- [PROBLEM REQUIREMENTS]: Quote the whole listing word for word. Do not include the pictures.

━━ PROVIDED DATA

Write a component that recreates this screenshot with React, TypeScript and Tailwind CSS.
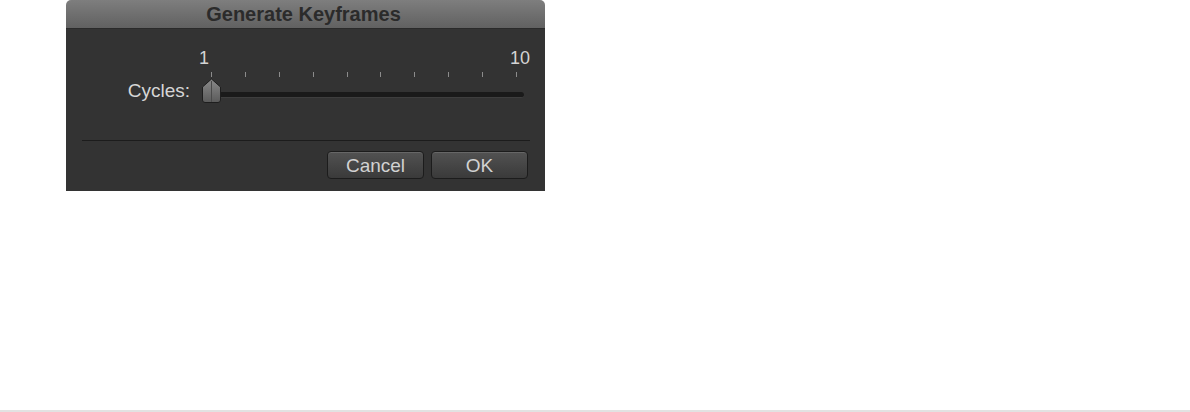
const TICKS = [0, 1, 2, 3, 4, 5, 6, 7, 8, 9];

function Thumb() {
  return (
    <svg width="21" height="26" viewBox="0 0 21 26" className="absolute left-[1px] top-[29px]">
      <defs>
        <linearGradient id="thumbFill" x1="0" y1="0" x2="0" y2="1">
          <stop offset="0" stopColor="#8a8a8a" />
          <stop offset="1" stopColor="#5a5a5a" />
        </linearGradient>
      </defs>
      <path
        d="M10.5 1 L19.5 9 L19.5 22 Q19.5 24.5 17 24.5 L4 24.5 Q1.5 24.5 1.5 22 L1.5 9 Z"
        fill="url(#thumbFill)"
        stroke="#1e1e1e"
        strokeWidth="1"
      />
      <line x1="10.5" y1="3" x2="10.5" y2="24" stroke="#4a4a4a" strokeWidth="1" />
    </svg>
  );
}

function CycleSlider() {
  return (
    <div className="relative ml-[10px] h-[56px] w-[332px]">
      <span className="absolute left-[-1px] top-0 text-[18px] leading-[18px] text-[#d4d4d4]">1</span>
      <span className="absolute left-[310px] top-0 text-[18px] leading-[18px] text-[#d4d4d4]">10</span>
      <div className="absolute left-[11px] top-[23px] flex w-[306px] justify-between">
        {TICKS.map((t) => (
          <span key={t} className="h-[5px] w-px bg-[#8c8c8c]" />
        ))}
      </div>
      <div className="absolute left-[5px] top-[43px] h-[6px] w-[319px] rounded-full border-b border-[#3e3e3e] bg-[#1a1a1a]" />
      <Thumb />
    </div>
  );
}

function DialogButton({ label }: { label: string }) {
  return (
    <button className="flex h-[28px] w-[97px] items-center justify-center rounded-[4px] border border-[#1c1c1c] bg-gradient-to-b from-[#525252] to-[#3a3a3a] text-[19px] leading-none text-[#d2d2d2] shadow-[inset_0_1px_0_rgba(255,255,255,0.12)]">
      {label}
    </button>
  );
}

export default function App() {
  return (
    <div className="flex h-[412px] w-[1190px] flex-col bg-white font-['Liberation_Sans',Arial,sans-serif]">
      <div className="ml-[66px] flex h-[191px] w-[479px] flex-col">
        <div className="flex h-[29px] items-center justify-center rounded-t-[5px] border-b border-[#2a2a2a] bg-gradient-to-b from-[#7e7e7e] to-[#616161] pr-[4px] text-[20px] font-bold text-[#2b2b2b]">
          Generate Keyframes
        </div>
        <div className="flex flex-1 flex-col bg-[#333333]">
          <div className="flex pl-[56px] pt-[20px]">
            <div className="mt-[32px] w-[68px] text-right text-[19px] leading-[19px] text-[#d6d6d6]">Cycles:</div>
            <CycleSlider />
          </div>
          <div className="ml-[16px] mr-[15px] mt-[35px] h-px bg-[#1c1c1c]" />
          <div className="mt-[10px] flex justify-end gap-[7px] pr-[17px]">
            <DialogButton label="Cancel" />
            <DialogButton label="OK" />
          </div>
        </div>
      </div>
      <div className="mt-auto h-[2px] bg-[#e2e2e2]" />
    </div>
  );
}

━━━━

- [RESULT OF THE EXERCISE]:
Write a component that recreates this screenshot with React, TypeScript and Tailwind CSS.
const TICKS = [0, 1, 2, 3, 4, 5, 6, 7, 8, 9];

function Thumb() {
  return (
    <svg width="21" height="26" viewBox="0 0 21 26" className="absolute left-[1px] top-[29px]">
      <defs>
        <linearGradient id="thumbFill" x1="0" y1="0" x2="0" y2="1">
          <stop offset="0" stopColor="#8a8a8a" />
          <stop offset="1" stopColor="#5a5a5a" />
        </linearGradient>
      </defs>
      <path
        d="M10.5 1 L19.5 9 L19.5 22 Q19.5 24.5 17 24.5 L4 24.5 Q1.5 24.5 1.5 22 L1.5 9 Z"
        fill="url(#thumbFill)"
        stroke="#1e1e1e"
        strokeWidth="1"
      />
      <line x1="10.5" y1="3" x2="10.5" y2="24" stroke="#4a4a4a" strokeWidth="1" />
    </svg>
  );
}

function CycleSlider() {
  return (
    <div className="relative ml-[10px] h-[56px] w-[332px]">
      <span className="absolute left-[-1px] top-0 text-[18px] leading-[18px] text-[#d4d4d4]">1</span>
      <span className="absolute left-[310px] top-0 text-[18px] leading-[18px] text-[#d4d4d4]">10</span>
      <div className="absolute left-[11px] top-[23px] flex w-[306px] justify-between">
        {TICKS.map((t) => (
          <span key={t} className="h-[5px] w-px bg-[#8c8c8c]" />
        ))}
      </div>
      <div className="absolute left-[5px] top-[43px] h-[6px] w-[319px] rounded-full border-b border-[#3e3e3e] bg-[#1a1a1a]" />
      <Thumb />
    </div>
  );
}

function DialogButton({ label }: { label: string }) {
  return (
    <button className="flex h-[28px] w-[97px] items-center justify-center rounded-[4px] border border-[#1c1c1c] bg-gradient-to-b from-[#525252] to-[#3a3a3a] text-[19px] leading-none text-[#d2d2d2] shadow-[inset_0_1px_0_rgba(255,255,255,0.12)]">
      {label}
    </button>
  );
}

export default function App() {
  return (
    <div className="flex h-[412px] w-[1190px] flex-col bg-white font-['Liberation_Sans',Arial,sans-serif]">
      <div className="ml-[66px] flex h-[191px] w-[479px] flex-col">
        <div className="flex h-[29px] items-center justify-center rounded-t-[5px] border-b border-[#2a2a2a] bg-gradient-to-b from-[#7e7e7e] to-[#616161] pr-[4px] text-[20px] font-bold text-[#2b2b2b]">
          Generate Keyframes
        </div>
        <div className="flex flex-1 flex-col bg-[#333333]">
          <div className="flex pl-[56px] pt-[20px]">
            <div className="mt-[32px] w-[68px] text-right text-[19px] leading-[19px] text-[#d6d6d6]">Cycles:</div>
            <CycleSlider />
          </div>
          <div className="ml-[16px] mr-[15px] mt-[35px] h-px bg-[#1c1c1c]" />
          <div className="mt-[10px] flex justify-end gap-[7px] pr-[17px]">
            <DialogButton label="Cancel" />
            <DialogButton label="OK" />
          </div>
        </div>
      </div>
      <div className="mt-auto h-[2px] bg-[#e2e2e2]" />
    </div>
  );
}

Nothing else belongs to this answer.